We come to the footsteps, and Paul explains on the audio that four came from above us and the rest from our group below.
“Wait,” Webster stops us. “We haven’t left this hallway since we were locked in. We were never on the steps.”
Griffin plays the audio again, and sure enough, we hear the four steps above us, and what sounds like four or five people sprinting up and down the stairs below us.
Our group, however, never heard any footsteps. They never saw anyone in the building. We check the doors below us, and sure enough, they are locked.
No one is in the building with us; no one could have produced the noises that we hear so clearly on the recording. No one human, at least.
Griffin explains, “I actually apologized to the spirit for our group being disruptive and disrespectful. But no, they were here.”
Throughout our listening session, we hear steps and creaks above us, and at one point consider leaving the building because of all the movement.
After listening to the audio to the point where it cuts off at the crash, we decide to attempt communication once again with the entire group present. Fisher considers bringing his NERF gun for protection, but we vote against it
Though we do hear some slight sounds, we seemed to have reached the climax of the night. Afterwards, we agree that a sense of calm seems to have settled over the area, almost as if the spiritual presence is no longer there.
We therefore hypothesize that we heard the ghost reenacting his own death, and that the crash may have been the actual suicide taking place.
Around 4AM, we decide to trek downstairs and wait for the campus safety officer to unlock the doors. When he does, we ask him to unlock the storage room where we heard the crash.
We are looking for knocked over boxes, mice, anything to prove that there is tangible evidence of a disturbance in the room. We only find an empty cardboard box out of place.
Upon leaving for the night, someone comments, “It’s nice to finally breathe fresh air again.”
The next day, when our hunt seems like a dream, an unrealistic fantasy, some members of our group hear the fire alarm going off in Elderdice even though no one enters the building on Sundays. Officer Sherfey reports, “The fire alarm did keep going off about 17-20 times from 6:45AM until we figured out how to stop it around 11:30PM.”
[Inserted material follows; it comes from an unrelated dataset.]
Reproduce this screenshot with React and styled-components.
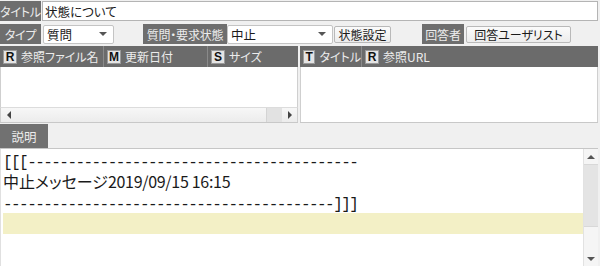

Additionally, around three hours later, Forest Fleischer ’13 sees a light on in the Tower Room. As we learned the night before, the lights don’t work in the Tower Room.
With footsteps, crashes, and the power to turn off computers and harness other forms of technology, it appears that we may have enough ghostly occurrences in one building to shoot Paranormal Activity 2 right here on the McDaniel campus.